I’d already decided to withdraw my participation before discovering the email saying thanks but no thanks for the song. No comment about it. And after I’d written to say that I wouldn’t be taking part after all and apologising for wasting her time, the charming researcher didn’t even reply to say: ‘Thanks for letting us know’. Ah, she’s only charming as a means to an end, whereas I spent quite a bit of time on this for nothing but a say, because I care about the subject. Perhaps that’s an example of intergenerational inequality – the corrosive effect of policies put through by a party which encourages competitive ambition and the pursuit of profit above all other considerations, and whose only generosity is to take tax off charitable donations, giving businesses an extra way of avoiding it in return for free PR. Don’t these people get it? Inequality makes life worse for everyone, rich and poor alike. Lack of money causes misery, but money doesn’t make you happy, especially if you have no time left in the day for simple courtesies. Love makes people happy. Kindness, caring, generosity, togetherness, contribution, community.
Government should work for everybody. But over three quarters of the electorate didn’t vote for the latest shower, which proves that democracy is in tatters – and democracy, proper democracy, is the only force which can counter inequality, bringing in government which represents and serves the poor as well as the rest.
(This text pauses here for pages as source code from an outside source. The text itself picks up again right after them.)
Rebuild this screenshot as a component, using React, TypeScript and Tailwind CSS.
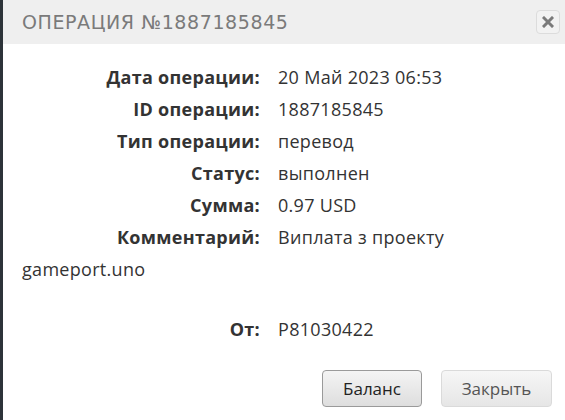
import React from 'react';

const rows = [
  { label: 'Дата операции:', value: '20 Май 2023 06:53' },
  { label: 'ID операции:', value: '1887185845' },
  { label: 'Тип операции:', value: 'перевод' },
  { label: 'Статус:', value: 'выполнен' },
  { label: 'Сумма:', value: '0.97 USD' },
  { label: 'Комментарий:', value: 'Виплата з проекту gameport.uno' },
];

const Row: React.FC<{ label: string; value: string }> = ({ label, value }) => (
  <div className="leading-[32px]">
    <span className="inline-block w-[238px] text-right font-bold mr-[18px]">{label}</span>
    {value}
  </div>
);

export default function App() {
  return (
    <div className="w-[565px] h-[420px] bg-white border-l-[3px] border-[#2d3339] flex flex-col overflow-hidden">
      {/* Header */}
      <div className="h-[44px] bg-[#efefef] flex items-center justify-between pl-[19px] pr-[5px] shrink-0">
        <span className="text-[19px] tracking-[0.6px] text-[#7a7a7a] font-['DejaVu_Sans',sans-serif]">
          ОПЕРАЦИЯ №1887185845
        </span>
        <button className="w-[24px] h-[24px] rounded-[4px] border border-[#dcdcdc] bg-[#f2f2f2] flex items-center justify-center">
          <svg width="12" height="12" viewBox="0 0 12 12">
            <path d="M2 2 L10 10 M10 2 L2 10" stroke="#7a7a7a" strokeWidth="3" strokeLinecap="square" />
          </svg>
        </button>
      </div>

      {/* Body */}
      <div className="flex-1 pt-[17px] pl-[19px] pr-[20px] text-[18px] tracking-[0.3px] text-[#333] font-['Open_Sans',sans-serif]">
        {rows.map((r) => (
          <Row key={r.label} label={r.label} value={r.value} />
        ))}
        <div className="mt-[28px]">
          <Row label="От:" value="P81030422" />
        </div>
        <div className="flex justify-end gap-[19px] mt-[25px] mr-[-7px] tracking-normal">
          <button className="w-[100px] h-[37px] rounded-[4px] border border-[#9a9a9a] bg-gradient-to-b from-[#f4f4f4] to-[#dedede] text-[17px] text-[#222]">
            Баланс
          </button>
          <button className="w-[111px] h-[37px] rounded-[4px] border border-[#dadada] bg-gradient-to-b from-[#f6f6f6] to-[#e6e6e6] text-[17px] text-[#555]">
            Закрыть
          </button>
        </div>
      </div>
    </div>
  );
}
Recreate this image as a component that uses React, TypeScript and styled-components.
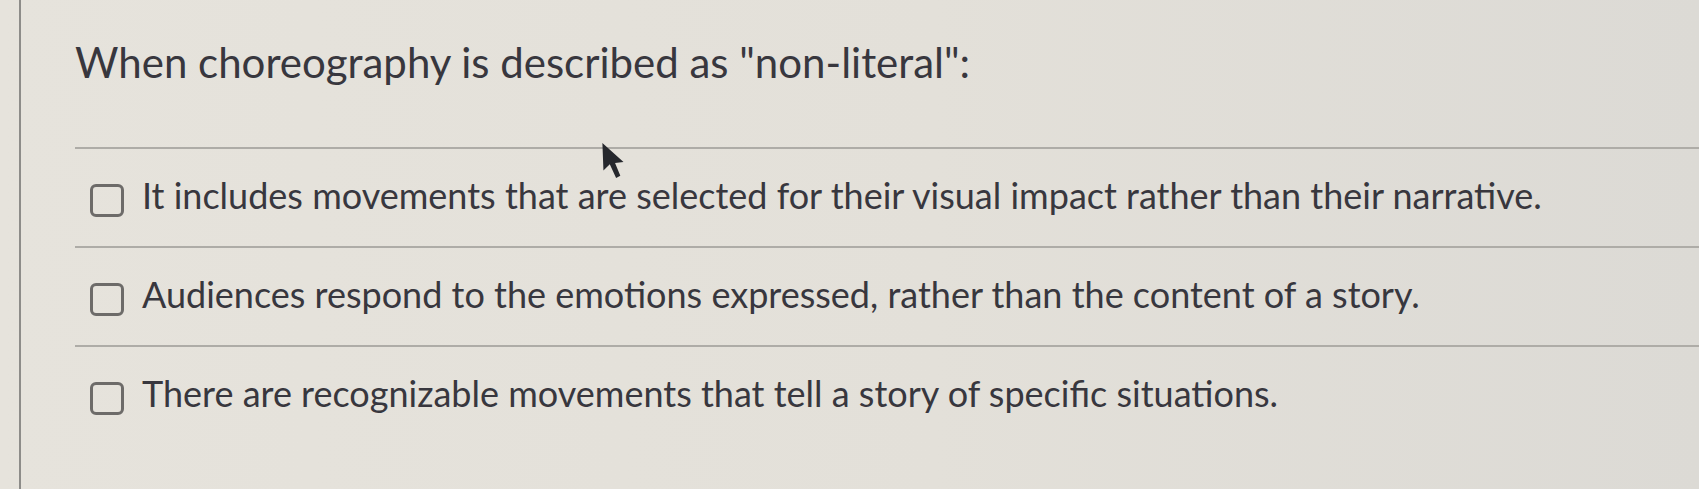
import React from 'react';
import styled, { createGlobalStyle } from 'styled-components';

const GlobalStyle = createGlobalStyle`
  html, body {
    margin: 0;
    padding: 0;
  }
  body {
    width: 1699px;
    height: 489px;
    overflow: hidden;
    background: linear-gradient(90deg, #e6e3dc 0%, #e3e0d9 55%, #dcdad5 100%);
    font-family: Lato, 'Open Sans', sans-serif;
  }
`;

const Page = styled.div`
  position: relative;
  height: 489px;
  margin-left: 19px;
  border-left: 2px solid #8d8c89;
  padding-left: 54px;
  box-sizing: border-box;
`;

const Question = styled.h1`
  margin: 0;
  padding-top: 37px;
  font-size: 42px;
  line-height: 50px;
  font-weight: 400;
  color: #38373e;
  height: 110px;
  box-sizing: content-box;
`;

const OptionList = styled.div`
  display: flex;
  flex-direction: column;
`;

const OptionRow = styled.label`
  display: flex;
  align-items: flex-start;
  gap: 18px;
  height: 99px;
  box-sizing: border-box;
  border-top: 2px solid #aeaca7;
  padding: 24px 0 0 15px;
`;

const Box = styled.span`
  flex: none;
  width: 34px;
  height: 33px;
  margin-top: 11px;
  box-sizing: border-box;
  border: 3px solid #6d6b69;
  border-radius: 6px;
`;

const OptionText = styled.span`
  font-size: 36px;
  line-height: 44px;
  color: #38373e;
  white-space: nowrap;
`;

const Cursor = styled.svg`
  position: absolute;
  left: 580px;
  top: 142px;
  width: 26px;
  height: 38px;
`;

const options = [
  'It includes movements that are selected for their visual impact rather than their narrative.',
  'Audiences respond to the emotions expressed, rather than the content of a story.',
  'There are recognizable movements that tell a story of specific situations.',
];

export default function App() {
  return (
    <>
      <GlobalStyle />
      <Page>
        <Question>When choreography is described as "non-literal":</Question>
        <OptionList>
          {options.map((text) => (
            <OptionRow key={text}>
              <Box />
              <OptionText>{text}</OptionText>
            </OptionRow>
          ))}
        </OptionList>
        <Cursor viewBox="0 0 24 36">
          <path d="M1 1 L2 27 L8 21 L14 34 L18 32 L13 20 L21 19 Z" fill="#26282d" />
        </Cursor>
      </Page>
    </>
  );
}
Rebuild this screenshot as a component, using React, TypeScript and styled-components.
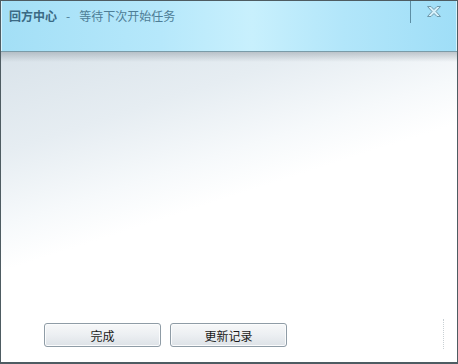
import React from "react";
import styled, { createGlobalStyle } from "styled-components";

const GlobalStyle = createGlobalStyle`
  html, body {
    margin: 0;
    padding: 0;
    background: #ffffff;
  }
  * {
    box-sizing: border-box;
  }
`;

const Window = styled.div`
  width: 458px;
  height: 364px;
  display: flex;
  flex-direction: column;
  border: 1px solid #4e5c62;
  border-bottom-width: 2px;
  background: #ffffff;
  font-family: "Noto Sans CJK SC", "Liberation Sans", sans-serif;
  overflow: hidden;
`;

const TitleBar = styled.div`
  height: 51px;
  flex: 0 0 auto;
  display: flex;
  align-items: flex-start;
  padding-left: 8px;
  background: linear-gradient(90deg, #a3dff6 0%, #b6e8fb 35%, #c8f0fd 55%, #b2e6fa 75%, #9fdef7 100%);
  border-bottom: 1px solid #7a9ba8;
  box-shadow: inset 1px 0 0 #d8f3fd, inset -1px 0 0 #d8f3fd;
`;

const Title = styled.div`
  display: flex;
  align-items: center;
  gap: 9px;
  padding-top: 6px;
  font-size: 12px;
  line-height: 18px;
  color: #4d7d96;
`;

const AppName = styled.span`
  font-weight: bold;
  color: #3b6a84;
`;

const Spacer = styled.div`
  flex: 1;
`;

const Controls = styled.div`
  display: flex;
  align-items: flex-start;
  height: 100%;
`;

const Divider = styled.div`
  width: 1px;
  height: 22px;
  background: #5d8ea4;
`;

const CloseButton = styled.button`
  width: 46px;
  height: 20px;
  padding: 4px 0 0 0;
  border: 0;
  background: transparent;
  display: flex;
  justify-content: center;
  align-items: flex-start;
  cursor: pointer;
`;

const Content = styled.div`
  flex: 1;
  display: flex;
  flex-direction: column;
  justify-content: flex-end;
  position: relative;
  background: linear-gradient(162deg, #d9e3ea 0%, #e6edf2 22%, #f6f9fb 38%, #ffffff 48%);
  &::before {
    content: "";
    position: absolute;
    left: 0;
    right: 0;
    top: 0;
    height: 10px;
    background: linear-gradient(180deg, rgba(150, 160, 168, 0.55), rgba(200, 208, 214, 0));
  }
`;

const Footer = styled.div`
  display: flex;
  align-items: center;
  gap: 9px;
  padding: 0 12px 11px 43px;
`;

const Button = styled.button`
  width: 117px;
  height: 24px;
  padding: 0;
  border: 1px solid #8f9ca6;
  border-radius: 3px;
  background: linear-gradient(180deg, #f7f8f9 0%, #eceff2 50%, #dde2e7 100%);
  box-shadow: inset 0 0 0 1px #fbfcfd;
  font-family: "Noto Sans CJK SC", "Liberation Sans", sans-serif;
  font-size: 12px;
  color: #1a1a1a;
  cursor: pointer;
`;

const Grip = styled.div`
  margin-left: auto;
  width: 2px;
  height: 30px;
  align-self: flex-end;
  margin-bottom: 2px;
  border-left: 1px dotted #c9d0d4;
`;

const CloseIcon = () => (
  <svg width="16" height="13" viewBox="0 0 16 13">
    <path
      d="M1.5 1.5 H5 L8 4.5 L11 1.5 H14.5 L10 6.5 L14.5 11.5 H11 L8 8.5 L5 11.5 H1.5 L6 6.5 Z"
      fill="#d6f1fb"
      stroke="#6f98aa"
      strokeWidth="1"
      strokeLinejoin="round"
    />
  </svg>
);

const App: React.FC = () => {
  return (
    <>
      <GlobalStyle />
      <Window>
        <TitleBar>
          <Title>
            <AppName>回方中心</AppName>
            <span>-</span>
            <span>等待下次开始任务</span>
          </Title>
          <Spacer />
          <Controls>
            <Divider />
            <CloseButton aria-label="关闭">
              <CloseIcon />
            </CloseButton>
          </Controls>
        </TitleBar>
        <Content>
          <Footer>
            <Button>完成</Button>
            <Button>更新记录</Button>
            <Grip />
          </Footer>
        </Content>
      </Window>
    </>
  );
};

export default App;
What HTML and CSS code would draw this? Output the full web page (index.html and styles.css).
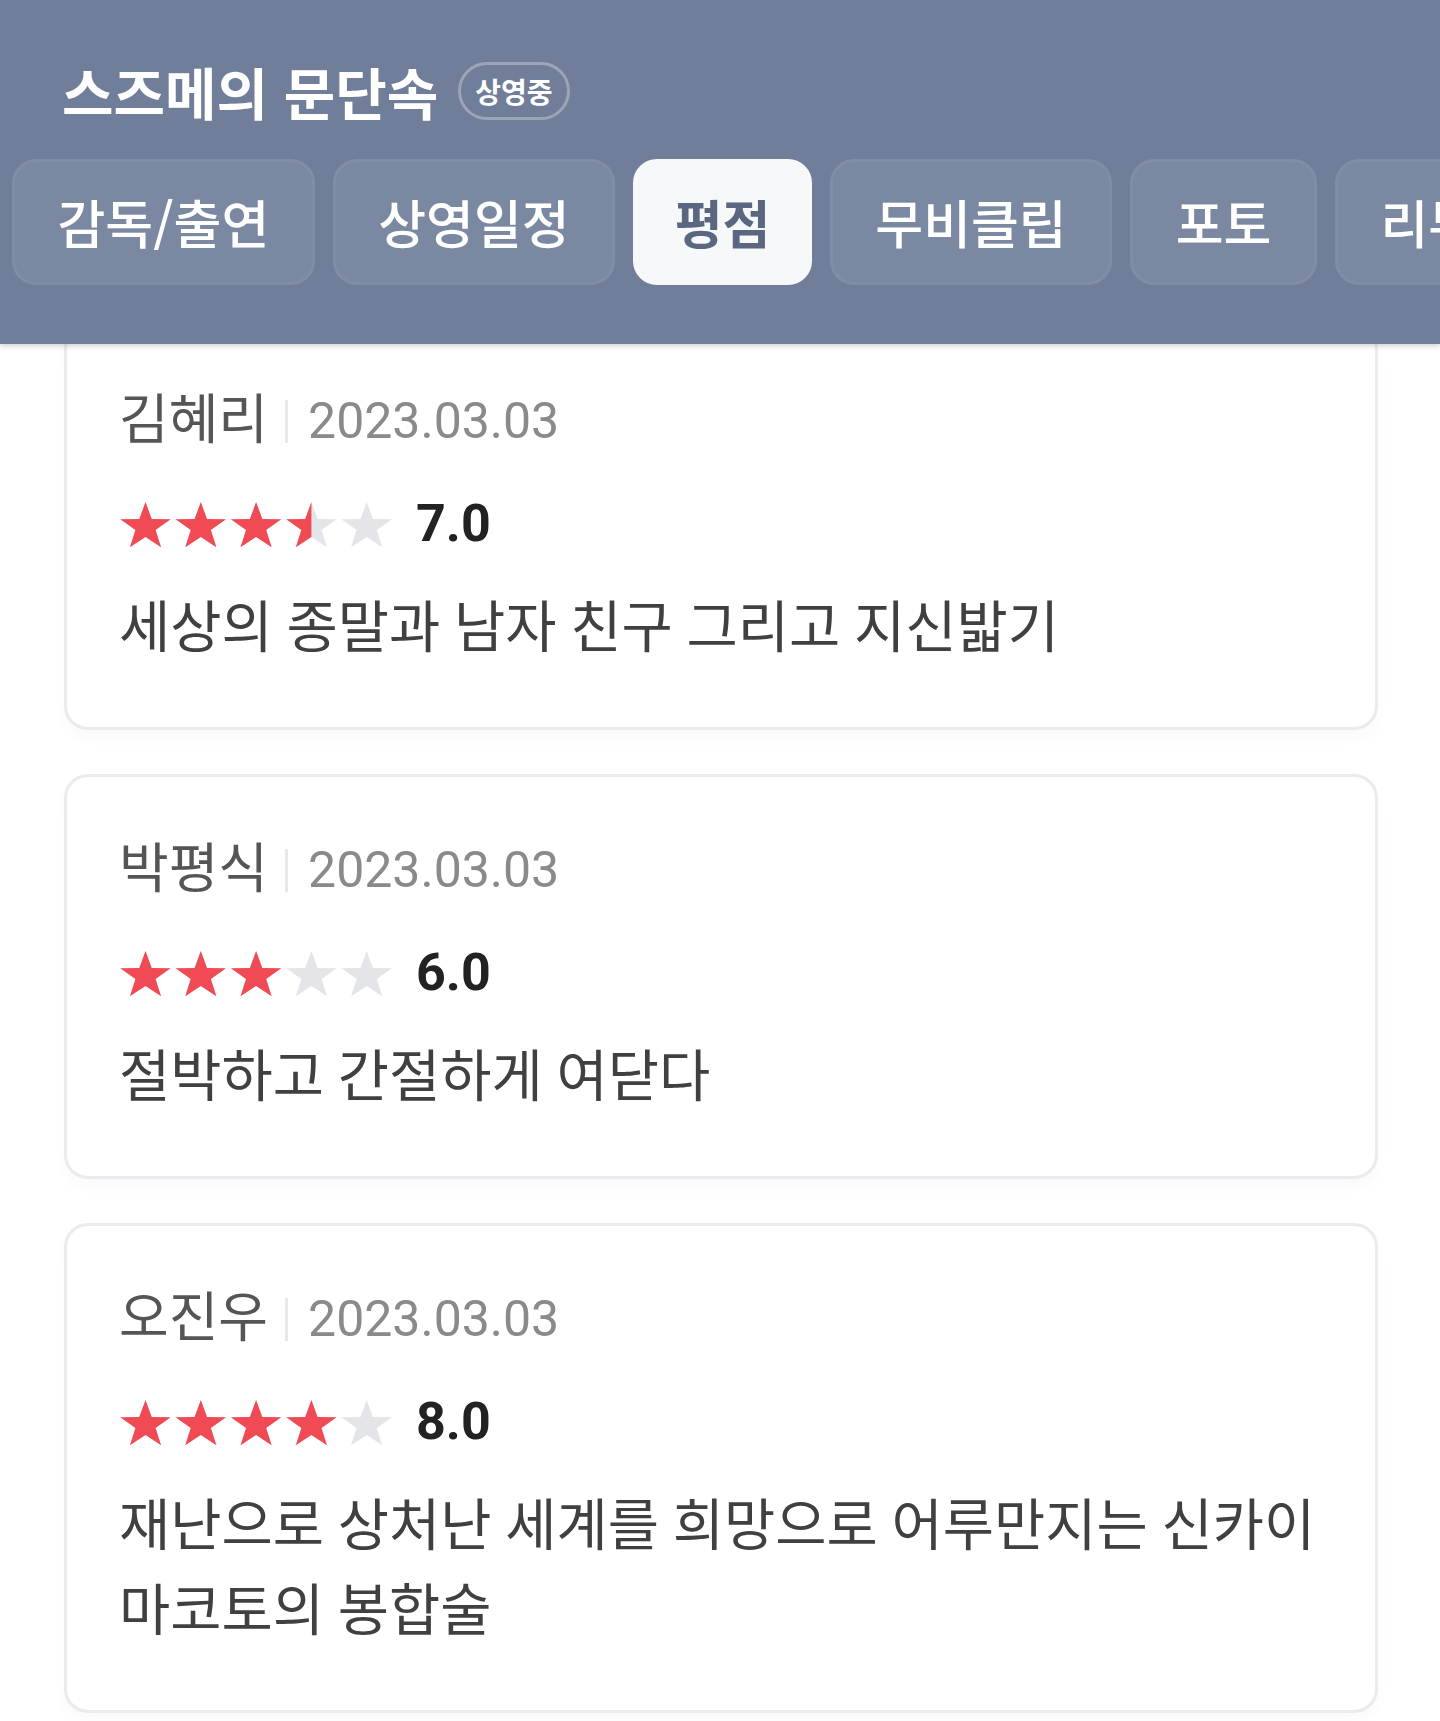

I might have managed to say some of this but it wouldn’t have got into Fraser Nelson’s programme. Out of a population of 64 million you can always get a few people to say what you want. Other people’s words are material, then it’s a case of decontextualising, cutting, pasting and reconstructing. If I want a voice, I’ll have to make my own programme. In the meantime, all I’ve got is this, and here’s a link to my song. (The top one. Only a rehearsal. A proper recording is pending.)
* I was going to write ‘millionaire’ but the word has lost its ring. To be a billionaire is now the thing.